La gran conquista democrática son las elecciones libres: ellas entronizan al gobierno que debe imponer los intereses del estado como un servicio al pueblo. La competencia política por el poder corre a cuenta de los partidos políticos que en la campaña electoral hacen que el votante se oriente hacia la política. El caso inverso, que la política se oriente hacia él, se tiene como criticable y es objeto de advertencias. El votante totalmente subordinado a la política recibe en premio el permiso para confundir sus preocupaciones con los logros de una política exitosa.
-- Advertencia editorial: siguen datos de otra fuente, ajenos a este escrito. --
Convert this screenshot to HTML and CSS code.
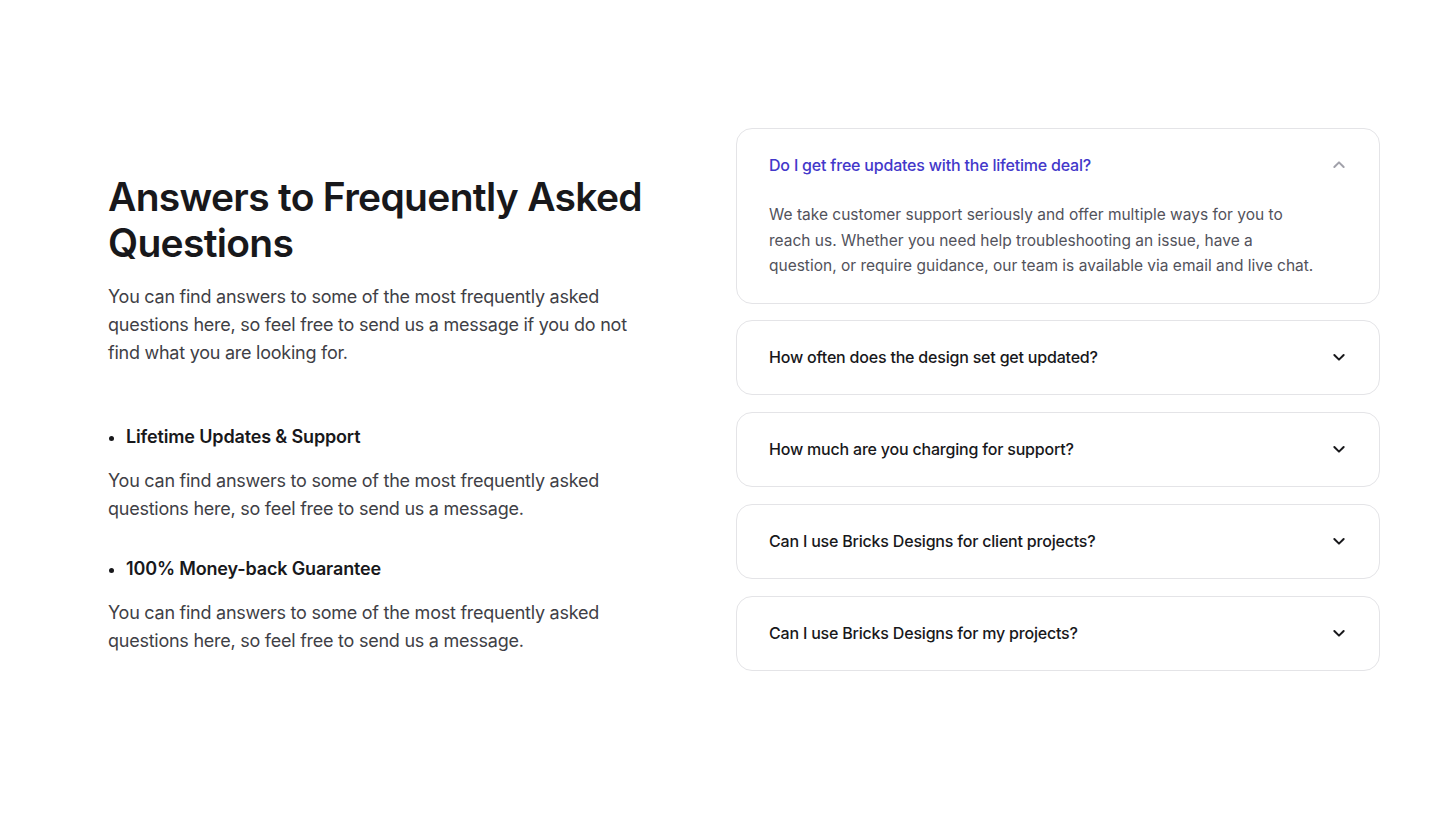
FILE: index.html
```html
<!DOCTYPE html>
<html lang="en">
<head>
  <meta charset="UTF-8">
  <meta name="viewport" content="width=device-width, initial-scale=1.0">
  <title>FAQ</title>
  <link rel="stylesheet" href="styles.css">
</head>
<body>

  <section class="faq">
    <div class="faq-intro">
      <h2>Answers to Frequently Asked Questions</h2>
      <p class="lead">You can find answers to some of the most frequently asked questions here, so feel free to send us a message if you do not find what you are looking for.</p>

      <ul class="perks">
        <li>
          <h4>Lifetime Updates &amp; Support</h4>
          <p>You can find answers to some of the most frequently asked questions here, so feel free to send us a message.</p>
        </li>
        <li>
          <h4>100% Money-back Guarantee</h4>
          <p>You can find answers to some of the most frequently asked questions here, so feel free to send us a message.</p>
        </li>
      </ul>
    </div>

    <div class="accordion">
      <div class="item open">
        <button class="question">
          <span>Do I get free updates with the lifetime deal?</span>
          <svg width="16" height="16" viewBox="0 0 24 24" fill="none" stroke="currentColor" stroke-width="3" stroke-linecap="round" stroke-linejoin="round"><path d="M5 15l7-7 7 7"/></svg>
        </button>
        <p class="answer">We take customer support seriously and offer multiple ways for you to reach us. Whether you need help troubleshooting an issue, have a question, or require guidance, our team is available via email and live chat.</p>
      </div>
      <div class="item">
        <button class="question">
          <span>How often does the design set get updated?</span>
          <svg width="16" height="16" viewBox="0 0 24 24" fill="none" stroke="currentColor" stroke-width="3" stroke-linecap="round" stroke-linejoin="round"><path d="M5 9l7 7 7-7"/></svg>
        </button>
      </div>
      <div class="item">
        <button class="question">
          <span>How much are you charging for support?</span>
          <svg width="16" height="16" viewBox="0 0 24 24" fill="none" stroke="currentColor" stroke-width="3" stroke-linecap="round" stroke-linejoin="round"><path d="M5 9l7 7 7-7"/></svg>
        </button>
      </div>
      <div class="item">
        <button class="question">
          <span>Can I use Bricks Designs for client projects?</span>
          <svg width="16" height="16" viewBox="0 0 24 24" fill="none" stroke="currentColor" stroke-width="3" stroke-linecap="round" stroke-linejoin="round"><path d="M5 9l7 7 7-7"/></svg>
        </button>
      </div>
      <div class="item">
        <button class="question">
          <span>Can I use Bricks Designs for my projects?</span>
          <svg width="16" height="16" viewBox="0 0 24 24" fill="none" stroke="currentColor" stroke-width="3" stroke-linecap="round" stroke-linejoin="round"><path d="M5 9l7 7 7-7"/></svg>
        </button>
      </div>
    </div>
  </section>

</body>
</html>
```

FILE: styles.css
```css
body {
  margin: 0;
  background-color: #ffffff;
  font-family: Inter, "Liberation Sans", sans-serif;
  color: #18181b;
}

.faq {
  display: flex;
  align-items: flex-start;
  gap: 86px;
  padding: 128px 60px 160px 108px;
}

.faq-intro {
  width: 542px;
  flex-shrink: 0;
  margin-top: 46px;
}

.faq-intro h2 {
  margin: 0 0 17px 0;
  font-size: 39px;
  line-height: 46px;
  font-weight: 600;
  letter-spacing: -0.7px;
  color: #18181b;
}

.lead {
  margin: 0;
  font-size: 18px;
  line-height: 28px;
  letter-spacing: -0.25px;
  color: #3f3f46;
}

.perks {
  margin: 56px 0 0 0;
  padding: 0 0 0 18px;
}

.perks li {
  margin-bottom: 32px;
}

.perks li:last-child {
  margin-bottom: 0;
}

.perks h4 {
  margin: 0 0 16px 0;
  font-size: 18px;
  line-height: 28px;
  font-weight: 600;
  letter-spacing: -0.15px;
}

.perks p {
  margin: 0 0 0 -18px;
  font-size: 18px;
  line-height: 28px;
  letter-spacing: -0.25px;
  color: #3f3f46;
}

.accordion {
  flex: 1;
  display: flex;
  flex-direction: column;
  gap: 16.7px;
}

.item {
  border: 1px solid #e4e4e7;
  border-radius: 16px;
  background-color: #ffffff;
}

.question {
  width: 100%;
  display: flex;
  align-items: center;
  justify-content: space-between;
  padding: 24px 32px 25px 32px;
  border: none;
  background: none;
  font-family: inherit;
  font-size: 16px;
  line-height: 24px;
  font-weight: 500;
  letter-spacing: -0.2px;
  color: #18181b;
  text-align: left;
  cursor: pointer;
}

.question svg {
  color: #18181b;
}

.open .question {
  color: #4338ca;
}

.open .question svg {
  color: #a1a1aa;
}

.answer {
  margin: 0;
  padding: 0 60px 24px 32px;
  font-size: 15.5px;
  line-height: 25.6px;
  color: #52525b;
}
```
Mediante el voto debe contribuir a una autocrítica del poder, y decidir cuáles figuras tienen derecho a manejar el monopolio estatal de la fuerza. Las críticas de la oposición permiten al votante deducir que la oposición quiere hacer lo mismo, pero mejor. La democracia es entonces de admirar siempre que la competencia por el poder no afecte la estabilidad de la dominación política, ni la paz social y capacite al estado para asumir sus funciones con toda plenitud. Donde estos requisitos no se cumplen es porque falta "madurez democrática". Los mejores argumentos a favor de la competencia partidaria por el poder advierten que el juego democrático bajo ningún punto de vista debe trabar a los poderes del estado. La democracia persigue así con sus medios, el ideal del estado fascista: unir a todas las clases sociales en un "nosotros" nacional, que crea y reafirma el carácter irrestricto de la soberanía estatal.

De la democracia se puede concluir entonces, con toda calma, que a los pueblos, para ser felices, es lo único que les faltaba.